Among his main areas of interest are Gibbs measure of the Ising model, percolation theory, and finite Bernoulli schemes, within which he proved an approximate version of the classical Kolmogorov's zero–one law.
In the History of Science, he has reconstructed some contributions of the Hellenistic astronomer Hipparchus, through the analysis of his surviving works, and the proof of heliocentrism attributed by Plutarch to Seleucus of Seleucia and studied the history of theories of tides, from the Hellenistic to modern age.
In The Forgotten Revolution: How Science Was Born in 300 BC and Why It Had to Be Reborn (Italian: La rivoluzione dimenticata), Russo promotes the belief that Hellenistic science in the period 320-144 BC reached heights not achieved by Classical age science, and proposes that it went further than ordinarily thought, in multiple fields not normally associated with ancient science.
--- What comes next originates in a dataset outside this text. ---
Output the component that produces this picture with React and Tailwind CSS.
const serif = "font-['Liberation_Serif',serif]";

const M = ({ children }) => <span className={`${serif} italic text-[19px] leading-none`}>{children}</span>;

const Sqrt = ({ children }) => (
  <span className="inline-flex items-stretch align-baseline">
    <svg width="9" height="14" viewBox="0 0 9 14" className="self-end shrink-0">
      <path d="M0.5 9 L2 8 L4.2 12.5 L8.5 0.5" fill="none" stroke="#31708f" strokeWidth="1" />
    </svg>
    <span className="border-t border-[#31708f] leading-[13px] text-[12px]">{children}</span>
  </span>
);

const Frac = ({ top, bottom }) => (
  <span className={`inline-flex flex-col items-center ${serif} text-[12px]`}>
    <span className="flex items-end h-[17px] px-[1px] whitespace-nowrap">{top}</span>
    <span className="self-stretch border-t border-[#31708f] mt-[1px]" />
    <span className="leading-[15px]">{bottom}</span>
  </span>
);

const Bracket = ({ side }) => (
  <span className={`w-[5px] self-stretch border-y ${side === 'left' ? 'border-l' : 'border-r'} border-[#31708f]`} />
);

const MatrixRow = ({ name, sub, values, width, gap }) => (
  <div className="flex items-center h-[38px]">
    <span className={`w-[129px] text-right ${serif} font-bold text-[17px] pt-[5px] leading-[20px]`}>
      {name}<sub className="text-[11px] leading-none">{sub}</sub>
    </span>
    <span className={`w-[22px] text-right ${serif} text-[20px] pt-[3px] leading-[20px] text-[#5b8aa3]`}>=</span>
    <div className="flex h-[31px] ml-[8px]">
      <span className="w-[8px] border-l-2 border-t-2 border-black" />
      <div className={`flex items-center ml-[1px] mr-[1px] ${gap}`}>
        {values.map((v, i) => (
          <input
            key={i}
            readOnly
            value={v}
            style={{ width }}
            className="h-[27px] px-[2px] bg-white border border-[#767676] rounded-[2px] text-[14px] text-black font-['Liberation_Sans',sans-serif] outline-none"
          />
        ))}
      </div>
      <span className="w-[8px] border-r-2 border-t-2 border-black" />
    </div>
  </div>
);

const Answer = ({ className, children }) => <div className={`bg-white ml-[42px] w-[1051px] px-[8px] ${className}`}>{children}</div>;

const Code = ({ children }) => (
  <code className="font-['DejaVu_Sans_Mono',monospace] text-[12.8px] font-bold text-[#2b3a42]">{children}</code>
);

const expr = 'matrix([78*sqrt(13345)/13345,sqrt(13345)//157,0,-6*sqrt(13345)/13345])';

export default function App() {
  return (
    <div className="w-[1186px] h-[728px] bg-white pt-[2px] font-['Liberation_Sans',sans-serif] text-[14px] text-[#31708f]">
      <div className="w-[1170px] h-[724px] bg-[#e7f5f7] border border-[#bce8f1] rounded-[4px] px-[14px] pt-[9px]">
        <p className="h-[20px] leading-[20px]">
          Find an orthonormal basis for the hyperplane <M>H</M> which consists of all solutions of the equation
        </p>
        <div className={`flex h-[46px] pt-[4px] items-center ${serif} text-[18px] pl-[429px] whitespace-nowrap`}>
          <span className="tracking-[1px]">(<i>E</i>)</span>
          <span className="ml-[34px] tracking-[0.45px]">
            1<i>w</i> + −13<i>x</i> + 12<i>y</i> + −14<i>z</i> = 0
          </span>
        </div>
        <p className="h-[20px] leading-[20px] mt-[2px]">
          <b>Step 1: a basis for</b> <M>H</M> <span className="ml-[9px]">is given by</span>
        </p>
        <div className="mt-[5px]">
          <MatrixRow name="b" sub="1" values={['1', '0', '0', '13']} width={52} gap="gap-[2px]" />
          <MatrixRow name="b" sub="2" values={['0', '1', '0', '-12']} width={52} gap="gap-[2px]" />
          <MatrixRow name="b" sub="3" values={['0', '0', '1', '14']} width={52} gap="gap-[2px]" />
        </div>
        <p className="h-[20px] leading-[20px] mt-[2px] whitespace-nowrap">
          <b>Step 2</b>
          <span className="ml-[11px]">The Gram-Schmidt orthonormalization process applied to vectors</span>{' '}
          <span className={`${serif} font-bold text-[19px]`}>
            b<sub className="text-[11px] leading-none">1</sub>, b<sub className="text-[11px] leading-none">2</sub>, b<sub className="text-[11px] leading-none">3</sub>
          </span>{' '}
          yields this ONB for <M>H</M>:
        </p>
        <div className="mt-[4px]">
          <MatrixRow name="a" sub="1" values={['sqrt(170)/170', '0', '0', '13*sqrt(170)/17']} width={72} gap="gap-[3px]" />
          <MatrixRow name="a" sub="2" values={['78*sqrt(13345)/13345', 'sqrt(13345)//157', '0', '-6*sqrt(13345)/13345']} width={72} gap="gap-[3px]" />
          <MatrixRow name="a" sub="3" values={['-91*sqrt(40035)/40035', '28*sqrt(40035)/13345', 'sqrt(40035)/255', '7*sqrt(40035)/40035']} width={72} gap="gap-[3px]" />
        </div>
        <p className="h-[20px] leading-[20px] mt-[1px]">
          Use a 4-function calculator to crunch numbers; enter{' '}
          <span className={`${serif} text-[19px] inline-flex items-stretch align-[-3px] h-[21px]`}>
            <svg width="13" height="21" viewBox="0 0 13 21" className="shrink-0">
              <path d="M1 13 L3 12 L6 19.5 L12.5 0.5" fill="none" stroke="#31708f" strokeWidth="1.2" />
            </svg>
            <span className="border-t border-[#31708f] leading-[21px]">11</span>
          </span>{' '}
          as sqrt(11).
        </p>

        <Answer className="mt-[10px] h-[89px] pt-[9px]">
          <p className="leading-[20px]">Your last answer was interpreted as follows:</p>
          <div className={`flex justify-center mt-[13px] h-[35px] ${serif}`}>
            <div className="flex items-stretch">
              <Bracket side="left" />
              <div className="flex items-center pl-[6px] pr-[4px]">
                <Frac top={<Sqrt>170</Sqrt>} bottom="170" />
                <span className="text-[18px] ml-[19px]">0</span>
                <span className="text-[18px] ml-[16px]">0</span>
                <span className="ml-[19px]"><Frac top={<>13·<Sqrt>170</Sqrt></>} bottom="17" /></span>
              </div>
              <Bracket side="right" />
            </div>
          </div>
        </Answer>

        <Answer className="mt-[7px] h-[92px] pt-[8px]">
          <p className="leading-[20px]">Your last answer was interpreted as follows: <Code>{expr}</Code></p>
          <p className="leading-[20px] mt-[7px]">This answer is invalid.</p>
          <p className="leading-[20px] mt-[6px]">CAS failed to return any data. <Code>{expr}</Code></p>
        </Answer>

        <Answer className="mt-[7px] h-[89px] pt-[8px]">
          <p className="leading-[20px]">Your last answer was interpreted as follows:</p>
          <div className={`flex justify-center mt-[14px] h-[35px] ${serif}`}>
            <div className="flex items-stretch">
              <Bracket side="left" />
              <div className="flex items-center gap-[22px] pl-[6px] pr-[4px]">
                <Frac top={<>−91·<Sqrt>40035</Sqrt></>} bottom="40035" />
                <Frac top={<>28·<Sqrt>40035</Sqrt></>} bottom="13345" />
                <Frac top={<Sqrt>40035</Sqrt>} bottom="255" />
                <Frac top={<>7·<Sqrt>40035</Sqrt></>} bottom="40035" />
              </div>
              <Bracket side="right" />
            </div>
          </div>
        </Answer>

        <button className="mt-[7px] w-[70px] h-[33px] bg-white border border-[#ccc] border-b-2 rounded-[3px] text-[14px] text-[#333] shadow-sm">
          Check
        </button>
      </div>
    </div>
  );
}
Hellenistic science was focused on the city of Alexandria. The emerging scientific revolution in Alexandria was ended when Ptolemy VIII Physcon came to power. He engaged in mass purges and expulsions of all intellectuals. Other centers of Hellenistic science mentioned in Russo's book were Antioch, Pergamon, Cyzicus, Rhodes, Syracuse and Massilia.
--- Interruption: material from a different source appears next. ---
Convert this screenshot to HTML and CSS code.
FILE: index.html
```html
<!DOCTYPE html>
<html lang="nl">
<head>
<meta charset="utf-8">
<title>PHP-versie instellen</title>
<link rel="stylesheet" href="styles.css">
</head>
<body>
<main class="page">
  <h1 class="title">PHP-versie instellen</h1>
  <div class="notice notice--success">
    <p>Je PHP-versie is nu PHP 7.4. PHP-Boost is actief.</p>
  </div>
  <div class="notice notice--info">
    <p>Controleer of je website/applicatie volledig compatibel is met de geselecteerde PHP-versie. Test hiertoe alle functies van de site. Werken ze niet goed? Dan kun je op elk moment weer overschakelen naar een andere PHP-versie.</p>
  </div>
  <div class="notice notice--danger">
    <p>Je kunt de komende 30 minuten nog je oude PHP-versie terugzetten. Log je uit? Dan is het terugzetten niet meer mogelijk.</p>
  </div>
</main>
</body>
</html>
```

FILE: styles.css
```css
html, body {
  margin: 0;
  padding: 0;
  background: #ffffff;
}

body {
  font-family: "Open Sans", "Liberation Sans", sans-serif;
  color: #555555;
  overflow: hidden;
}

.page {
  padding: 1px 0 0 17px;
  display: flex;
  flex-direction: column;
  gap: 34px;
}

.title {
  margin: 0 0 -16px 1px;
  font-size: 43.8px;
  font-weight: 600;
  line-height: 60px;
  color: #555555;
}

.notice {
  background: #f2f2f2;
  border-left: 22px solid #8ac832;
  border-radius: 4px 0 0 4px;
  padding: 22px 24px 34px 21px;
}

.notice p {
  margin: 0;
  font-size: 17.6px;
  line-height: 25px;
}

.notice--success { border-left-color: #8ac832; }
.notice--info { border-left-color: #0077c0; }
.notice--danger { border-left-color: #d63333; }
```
He also concludes that the 17th-century scientific revolution in Europe was due in large part to the recovery of Hellenistic science. The Forgotten Revolution has received mixed reviews, praising Russo's enthusiasm but noting that his conclusions outreach his sources.
In L' America dimenticata, Russo suggests that the Americas were known to some European civilizations in ancient times, probably discovered by the Phoenicians or the Carthaginians, but that the knowledge was lost under Roman expansion in the 2nd century BCE.